What you need to do:
Every line of the material that follows must be printed again exactly.

Source data:
· · ·
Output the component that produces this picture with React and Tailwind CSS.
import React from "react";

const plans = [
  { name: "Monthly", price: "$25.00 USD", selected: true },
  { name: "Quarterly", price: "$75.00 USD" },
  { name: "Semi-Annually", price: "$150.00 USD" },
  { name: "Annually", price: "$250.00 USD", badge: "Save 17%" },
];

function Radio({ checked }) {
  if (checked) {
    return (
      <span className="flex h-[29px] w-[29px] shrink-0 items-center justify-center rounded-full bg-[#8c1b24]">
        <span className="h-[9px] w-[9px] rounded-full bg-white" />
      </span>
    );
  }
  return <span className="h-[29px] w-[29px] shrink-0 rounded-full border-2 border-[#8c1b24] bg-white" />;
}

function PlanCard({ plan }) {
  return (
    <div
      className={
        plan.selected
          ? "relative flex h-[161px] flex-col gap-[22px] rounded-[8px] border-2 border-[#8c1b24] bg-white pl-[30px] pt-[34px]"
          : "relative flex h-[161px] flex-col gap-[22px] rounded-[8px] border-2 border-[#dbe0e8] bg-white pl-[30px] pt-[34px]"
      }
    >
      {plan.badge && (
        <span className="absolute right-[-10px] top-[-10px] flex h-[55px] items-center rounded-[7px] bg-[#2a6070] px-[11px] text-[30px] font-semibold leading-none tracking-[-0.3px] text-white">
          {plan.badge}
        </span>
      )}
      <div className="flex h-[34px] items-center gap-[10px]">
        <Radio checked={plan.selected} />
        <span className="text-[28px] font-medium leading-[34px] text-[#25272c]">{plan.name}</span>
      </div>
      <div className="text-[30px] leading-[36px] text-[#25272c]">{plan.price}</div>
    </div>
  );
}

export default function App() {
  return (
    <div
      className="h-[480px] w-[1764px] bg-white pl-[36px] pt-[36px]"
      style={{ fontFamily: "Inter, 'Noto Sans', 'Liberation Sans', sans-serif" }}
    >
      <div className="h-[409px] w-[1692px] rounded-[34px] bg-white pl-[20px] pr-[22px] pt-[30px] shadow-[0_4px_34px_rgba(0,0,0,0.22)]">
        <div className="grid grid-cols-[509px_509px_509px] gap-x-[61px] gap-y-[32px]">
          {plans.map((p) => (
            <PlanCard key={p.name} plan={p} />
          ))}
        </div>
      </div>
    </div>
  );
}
· · ·
Full answer:
Output the component that produces this picture with React and Tailwind CSS.
import React from "react";

const plans = [
  { name: "Monthly", price: "$25.00 USD", selected: true },
  { name: "Quarterly", price: "$75.00 USD" },
  { name: "Semi-Annually", price: "$150.00 USD" },
  { name: "Annually", price: "$250.00 USD", badge: "Save 17%" },
];

function Radio({ checked }) {
  if (checked) {
    return (
      <span className="flex h-[29px] w-[29px] shrink-0 items-center justify-center rounded-full bg-[#8c1b24]">
        <span className="h-[9px] w-[9px] rounded-full bg-white" />
      </span>
    );
  }
  return <span className="h-[29px] w-[29px] shrink-0 rounded-full border-2 border-[#8c1b24] bg-white" />;
}

function PlanCard({ plan }) {
  return (
    <div
      className={
        plan.selected
          ? "relative flex h-[161px] flex-col gap-[22px] rounded-[8px] border-2 border-[#8c1b24] bg-white pl-[30px] pt-[34px]"
          : "relative flex h-[161px] flex-col gap-[22px] rounded-[8px] border-2 border-[#dbe0e8] bg-white pl-[30px] pt-[34px]"
      }
    >
      {plan.badge && (
        <span className="absolute right-[-10px] top-[-10px] flex h-[55px] items-center rounded-[7px] bg-[#2a6070] px-[11px] text-[30px] font-semibold leading-none tracking-[-0.3px] text-white">
          {plan.badge}
        </span>
      )}
      <div className="flex h-[34px] items-center gap-[10px]">
        <Radio checked={plan.selected} />
        <span className="text-[28px] font-medium leading-[34px] text-[#25272c]">{plan.name}</span>
      </div>
      <div className="text-[30px] leading-[36px] text-[#25272c]">{plan.price}</div>
    </div>
  );
}

export default function App() {
  return (
    <div
      className="h-[480px] w-[1764px] bg-white pl-[36px] pt-[36px]"
      style={{ fontFamily: "Inter, 'Noto Sans', 'Liberation Sans', sans-serif" }}
    >
      <div className="h-[409px] w-[1692px] rounded-[34px] bg-white pl-[20px] pr-[22px] pt-[30px] shadow-[0_4px_34px_rgba(0,0,0,0.22)]">
        <div className="grid grid-cols-[509px_509px_509px] gap-x-[61px] gap-y-[32px]">
          {plans.map((p) => (
            <PlanCard key={p.name} plan={p} />
          ))}
        </div>
      </div>
    </div>
  );
}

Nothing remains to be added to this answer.